La situazione è drammatica. Le bollette astronomiche di energia e gas non solo stanno facendo lievitare i prezzi ma gli imprenditori rischiano di chiudere baracca e burattini. Qualcuno pure per sempre. Stefano Brunello, presidente del mandamento dell’Altovicentino di Apindustria Vicenza (che rappresenta 220 imprese) lancia l’allarme: o lo Stato mette mano al portafogli, o qui c’è da piangere. Non c’è più tempo da perdere e Brunello, senza tanto girarci attorno, parla di un serio rischio di “bomba sociale”.
Senta Brunello, cos’ha fatto la politica sinora?
«Nei giorni scorsi è stato firmato un decreto ma è insufficiente. Si parla di un 15 per cento di credito d’imposta ma non serve. Lo Stato dovrebbe intervenire, pagando il 60-70 per cento della bolletta, almeno finché non sarà risolto il problema».
Ma sarà risolto sì o no?
«Se lo Stato non si fa carico di questo extra costo, allora si deve pensare di far finire la guerra e riprendere i rapporti precedenti con chi ci dava gas ed energia elettrica: l’Italia non è autosufficiente».
Si prospetta una bomba sociale?
«Sì.
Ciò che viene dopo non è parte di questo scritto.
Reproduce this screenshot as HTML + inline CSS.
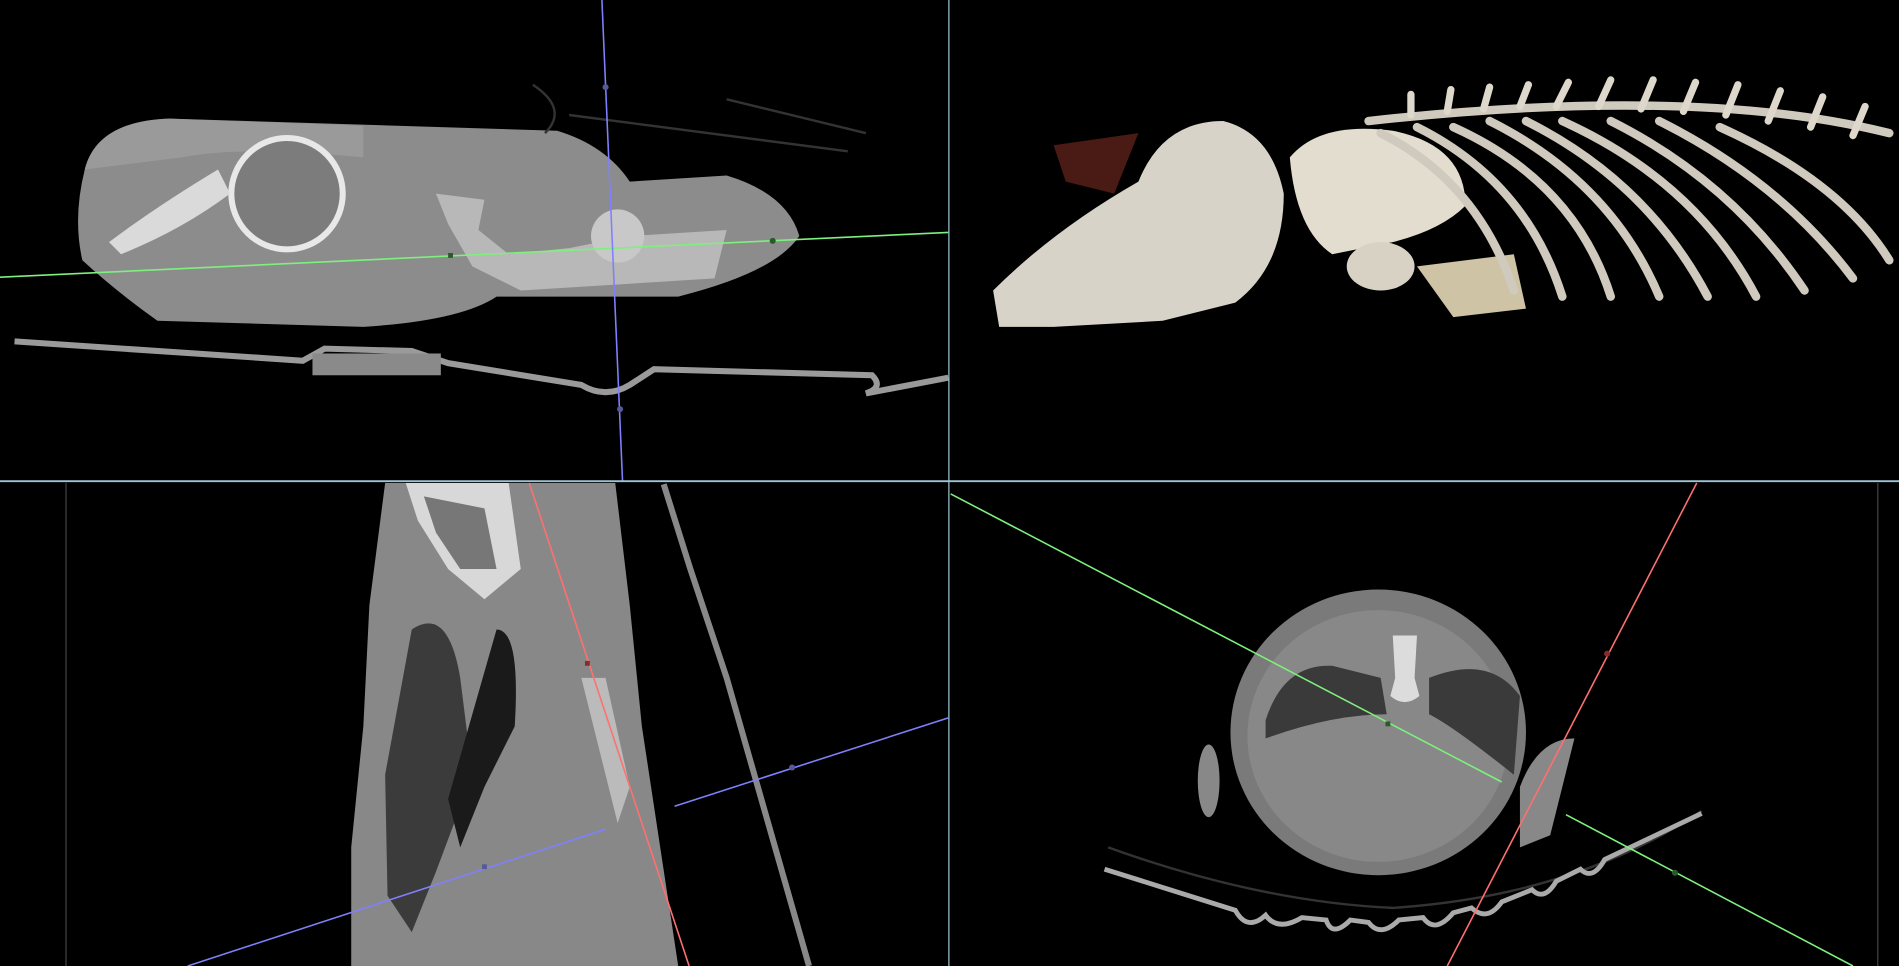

Chi potrà usare gli ammortizzatori, lo farà, sospendendo la produzione ma lo Stato dovrà spendere un sacco di soldi piuttosto che aiutare gli imprenditori a tenere aperto. E molta gente rimarrà a casa. Se passasse subito il temporale, la coda sarà, comunque, lunga con la ripresa delle commesse. Anche chi vuole proporre prodotti nuovi, ha bloccato tutto».
Di recente c’è stata una riunione tra associati. Cos’è emerso?
«Un disastro, perché ci sono aziende che non possono lavorare, visti i rincari di 8-10 volte del costo della corrente: è passata da 0,06 al kilowattora a 0,6. Qualcuno ha pure problemi con il gas, aumentato di 6-7 volte».
Come vi state difendendo?
«Alcuni imprenditori vanno avanti, perché non hanno un grosso consumo di energia elettrica e realizzano prodotti prori. Questo permette loro di avere della marginalità. Chi lavora per conto terzi, non ha più la forza di andare avanti».
C’è il rischio di chiusure?
«A dire il vero, qualcuno ha già sospeso la produzione e si sta aspettando l’intervento della politica. Un’azienda di Carrè ha lasciato a casa 18 persone; aveva commesse per due anni, poi ha ridotto i turni, ha fatto la settimana corta e ora ha spento gli impianti. Pensare che avevano investito un milione e mezzo di euro per la produzione».
E, insisto, c’è il timore che poi queste realtà non aprano più?
«Sì, perché chi chiude, poi perde la fetta di mercato. Dove ci sono aumenti dei costi di produzione per la corrente e il gas, siamo alla tragedia. Il Nordest, l’Altovicentino e il nord Italia sono il motore dell’economia italiana: se cadono loro, crolla il sistema».
Che ultima parte dell’anno sarà?
«Le tavole di Natale saranno vuote, sia quelle degli imprenditori che dei dipendenti. Siamo dentro a un disastro».
Nel resto d’Europa, come si è messi?
«Contrariamente a quanto si dice, all’estero sì ci sono dei timori ma non hanno i nostri stessi problemi: Francia, Inghilterra, Germania, Slovenia hanno le centrali elettriche e sono meno in sofferenza. Invece l’Italia deve comprare tutto. Ora per sopravvivere, dovremmo fare delle scelte drastiche».
Quanto c’è di speculazione in tutto questo?
«È solo speculazione. Serviva mettere un tetto. Secondo me, lo Stato dovrebbe garantire sempre i servizi per vivere e che il cittadino non rimanga senza acqua, corrente, gas, telefonia e raccolta rifiuti».
Cosa state facendo come Apindustria?
«Abbiamo preparato un documento con delle richieste dell’industria manifatturiera alla politica: si va da un piano per l’energia sino alla transizione ecologica, passando per l’innovazione e la formazione».
Si parla tanto d’imprese ma qui sono a serio rischio pure le famiglie.
«Se lo Stato non decide di fare un debito, come lo chiamo io, per tenere aperte le imprese, non avremo i soldi per pagare la cassa integrazione. Durante il Covid, il governo ha dato dei ristori e dando degli aiuti economici: ora è assente nonostante l’uragano. E questo mi fa rabbia. Manca la volontà politica per fare le cose. In Inghilterra hanno messo denaro fresco. Ora bisogna salvaguardare il tessuto produttivo».